Given request → List each line in which the string "styles" appears.

Records for this task →
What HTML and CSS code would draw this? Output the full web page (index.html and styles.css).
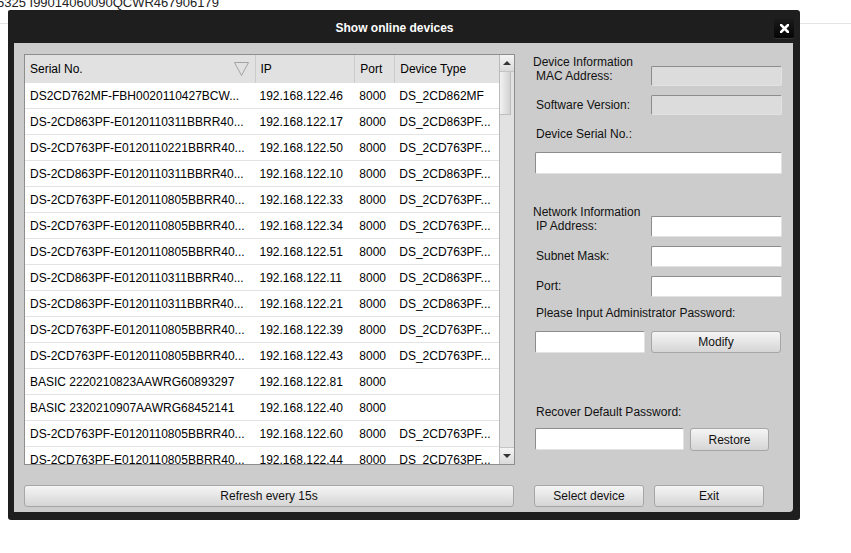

...

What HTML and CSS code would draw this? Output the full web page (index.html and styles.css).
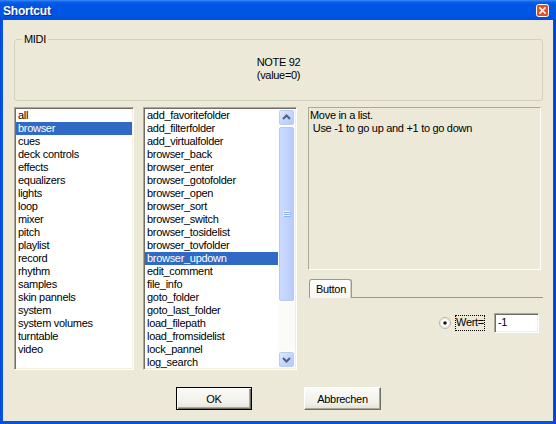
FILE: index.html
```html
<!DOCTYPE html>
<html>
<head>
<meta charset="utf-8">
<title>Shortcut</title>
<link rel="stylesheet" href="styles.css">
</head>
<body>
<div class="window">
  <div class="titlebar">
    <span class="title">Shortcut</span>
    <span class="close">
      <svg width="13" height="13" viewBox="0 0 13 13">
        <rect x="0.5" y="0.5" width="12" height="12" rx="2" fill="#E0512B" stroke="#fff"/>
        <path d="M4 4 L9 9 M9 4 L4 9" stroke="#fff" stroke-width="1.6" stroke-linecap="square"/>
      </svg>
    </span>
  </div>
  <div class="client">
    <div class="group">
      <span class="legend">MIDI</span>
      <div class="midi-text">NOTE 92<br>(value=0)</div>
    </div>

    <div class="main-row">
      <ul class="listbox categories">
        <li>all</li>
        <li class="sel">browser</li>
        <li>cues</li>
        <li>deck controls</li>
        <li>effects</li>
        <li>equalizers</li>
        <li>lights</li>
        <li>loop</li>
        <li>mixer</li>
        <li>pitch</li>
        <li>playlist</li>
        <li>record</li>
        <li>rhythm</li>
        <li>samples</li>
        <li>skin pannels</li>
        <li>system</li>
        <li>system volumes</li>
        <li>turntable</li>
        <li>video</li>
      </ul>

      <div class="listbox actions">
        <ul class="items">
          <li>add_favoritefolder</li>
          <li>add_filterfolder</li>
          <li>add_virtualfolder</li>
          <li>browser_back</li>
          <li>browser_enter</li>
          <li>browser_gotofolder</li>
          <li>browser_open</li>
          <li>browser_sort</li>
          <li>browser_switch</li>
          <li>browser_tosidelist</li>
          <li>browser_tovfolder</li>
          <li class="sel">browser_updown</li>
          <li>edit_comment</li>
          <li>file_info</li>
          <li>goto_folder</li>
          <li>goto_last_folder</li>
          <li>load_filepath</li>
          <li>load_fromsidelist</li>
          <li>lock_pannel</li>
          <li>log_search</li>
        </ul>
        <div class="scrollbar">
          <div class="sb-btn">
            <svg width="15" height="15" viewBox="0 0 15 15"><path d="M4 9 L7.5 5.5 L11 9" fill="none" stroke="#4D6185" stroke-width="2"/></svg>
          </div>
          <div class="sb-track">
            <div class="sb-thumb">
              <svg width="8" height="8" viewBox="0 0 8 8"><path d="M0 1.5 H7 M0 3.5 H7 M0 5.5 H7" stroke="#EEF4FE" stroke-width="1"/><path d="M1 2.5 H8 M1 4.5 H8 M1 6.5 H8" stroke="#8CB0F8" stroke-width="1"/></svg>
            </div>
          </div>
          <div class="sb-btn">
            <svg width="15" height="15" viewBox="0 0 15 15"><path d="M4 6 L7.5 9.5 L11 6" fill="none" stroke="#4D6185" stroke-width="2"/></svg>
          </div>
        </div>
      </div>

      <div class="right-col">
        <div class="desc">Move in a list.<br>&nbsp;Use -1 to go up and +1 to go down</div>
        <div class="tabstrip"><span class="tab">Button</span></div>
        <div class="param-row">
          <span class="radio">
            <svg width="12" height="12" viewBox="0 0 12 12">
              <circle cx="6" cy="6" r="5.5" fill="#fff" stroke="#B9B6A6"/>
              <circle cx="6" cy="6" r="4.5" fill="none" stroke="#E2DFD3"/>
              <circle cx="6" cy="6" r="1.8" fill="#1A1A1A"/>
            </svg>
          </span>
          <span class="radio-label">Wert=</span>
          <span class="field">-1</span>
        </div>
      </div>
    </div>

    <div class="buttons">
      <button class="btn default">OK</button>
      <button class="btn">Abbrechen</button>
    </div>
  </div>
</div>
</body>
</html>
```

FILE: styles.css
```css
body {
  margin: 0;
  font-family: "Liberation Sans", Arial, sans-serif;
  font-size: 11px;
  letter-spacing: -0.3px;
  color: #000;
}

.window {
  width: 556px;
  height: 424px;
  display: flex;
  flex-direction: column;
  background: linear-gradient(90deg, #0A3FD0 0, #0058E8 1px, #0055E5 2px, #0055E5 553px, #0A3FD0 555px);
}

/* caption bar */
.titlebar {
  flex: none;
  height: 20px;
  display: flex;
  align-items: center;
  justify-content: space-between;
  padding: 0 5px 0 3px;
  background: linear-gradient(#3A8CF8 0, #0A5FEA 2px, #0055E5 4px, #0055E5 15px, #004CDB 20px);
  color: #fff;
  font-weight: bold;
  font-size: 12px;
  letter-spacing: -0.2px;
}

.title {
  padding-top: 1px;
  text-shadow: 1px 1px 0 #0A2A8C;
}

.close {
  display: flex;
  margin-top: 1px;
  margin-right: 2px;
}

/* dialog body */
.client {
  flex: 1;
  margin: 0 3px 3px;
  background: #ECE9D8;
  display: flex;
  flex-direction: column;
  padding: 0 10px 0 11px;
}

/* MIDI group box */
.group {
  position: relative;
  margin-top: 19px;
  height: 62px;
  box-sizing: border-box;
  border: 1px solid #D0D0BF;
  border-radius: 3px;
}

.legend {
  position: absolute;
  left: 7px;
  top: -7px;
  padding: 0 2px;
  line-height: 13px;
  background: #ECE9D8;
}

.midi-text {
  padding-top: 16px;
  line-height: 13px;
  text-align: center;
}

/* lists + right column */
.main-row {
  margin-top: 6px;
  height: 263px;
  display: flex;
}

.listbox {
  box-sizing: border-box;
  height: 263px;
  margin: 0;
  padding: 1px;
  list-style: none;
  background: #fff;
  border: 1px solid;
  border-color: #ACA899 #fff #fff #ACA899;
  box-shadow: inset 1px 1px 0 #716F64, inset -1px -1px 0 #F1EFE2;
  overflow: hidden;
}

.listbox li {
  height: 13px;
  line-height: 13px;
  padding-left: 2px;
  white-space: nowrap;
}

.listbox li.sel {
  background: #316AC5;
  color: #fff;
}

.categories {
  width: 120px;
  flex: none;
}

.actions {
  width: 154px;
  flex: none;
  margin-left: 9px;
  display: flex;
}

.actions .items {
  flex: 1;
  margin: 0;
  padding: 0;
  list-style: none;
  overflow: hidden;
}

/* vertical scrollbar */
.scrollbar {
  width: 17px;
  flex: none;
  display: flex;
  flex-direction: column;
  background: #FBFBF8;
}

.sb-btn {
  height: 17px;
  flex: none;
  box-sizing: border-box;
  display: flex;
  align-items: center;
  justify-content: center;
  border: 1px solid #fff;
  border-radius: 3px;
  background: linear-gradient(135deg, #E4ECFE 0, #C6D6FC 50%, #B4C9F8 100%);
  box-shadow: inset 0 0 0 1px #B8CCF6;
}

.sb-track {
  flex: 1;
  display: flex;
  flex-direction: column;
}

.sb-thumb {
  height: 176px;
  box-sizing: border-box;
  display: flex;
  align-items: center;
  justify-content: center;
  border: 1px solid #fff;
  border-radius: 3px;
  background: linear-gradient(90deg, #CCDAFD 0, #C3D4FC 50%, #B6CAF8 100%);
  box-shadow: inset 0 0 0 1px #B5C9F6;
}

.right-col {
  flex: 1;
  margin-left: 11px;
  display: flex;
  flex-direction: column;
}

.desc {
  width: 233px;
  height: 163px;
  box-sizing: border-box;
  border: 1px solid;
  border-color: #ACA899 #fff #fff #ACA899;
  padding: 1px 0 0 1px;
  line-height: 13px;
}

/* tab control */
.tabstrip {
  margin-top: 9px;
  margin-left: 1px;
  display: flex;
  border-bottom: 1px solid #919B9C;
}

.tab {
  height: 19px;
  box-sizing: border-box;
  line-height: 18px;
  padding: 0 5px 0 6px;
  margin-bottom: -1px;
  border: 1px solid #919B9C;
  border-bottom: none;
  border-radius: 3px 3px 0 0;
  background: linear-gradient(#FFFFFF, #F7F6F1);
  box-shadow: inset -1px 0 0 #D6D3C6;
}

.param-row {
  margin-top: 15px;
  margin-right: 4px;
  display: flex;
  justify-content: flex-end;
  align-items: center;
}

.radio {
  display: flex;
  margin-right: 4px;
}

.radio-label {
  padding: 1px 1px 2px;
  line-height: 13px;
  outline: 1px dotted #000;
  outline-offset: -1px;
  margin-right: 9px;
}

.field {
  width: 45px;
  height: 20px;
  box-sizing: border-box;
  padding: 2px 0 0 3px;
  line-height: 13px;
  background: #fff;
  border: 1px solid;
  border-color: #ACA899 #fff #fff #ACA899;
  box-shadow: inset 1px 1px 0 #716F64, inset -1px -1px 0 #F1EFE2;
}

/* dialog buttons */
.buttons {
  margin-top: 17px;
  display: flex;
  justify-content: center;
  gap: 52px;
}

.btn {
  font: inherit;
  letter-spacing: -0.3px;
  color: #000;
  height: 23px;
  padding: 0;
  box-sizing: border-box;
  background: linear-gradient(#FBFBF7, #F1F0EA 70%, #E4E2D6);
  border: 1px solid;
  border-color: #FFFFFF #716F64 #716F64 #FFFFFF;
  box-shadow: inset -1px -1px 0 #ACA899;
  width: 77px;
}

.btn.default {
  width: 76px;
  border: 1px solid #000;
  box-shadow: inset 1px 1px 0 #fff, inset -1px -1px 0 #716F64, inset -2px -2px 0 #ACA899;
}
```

* * *

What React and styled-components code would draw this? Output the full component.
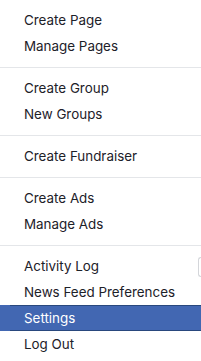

Answer to this exercise →
What HTML and CSS code would draw this? Output the full web page (index.html and styles.css).
What HTML and CSS code would draw this? Output the full web page (index.html and styles.css).
<link rel="stylesheet" href="styles.css">
FILE: styles.css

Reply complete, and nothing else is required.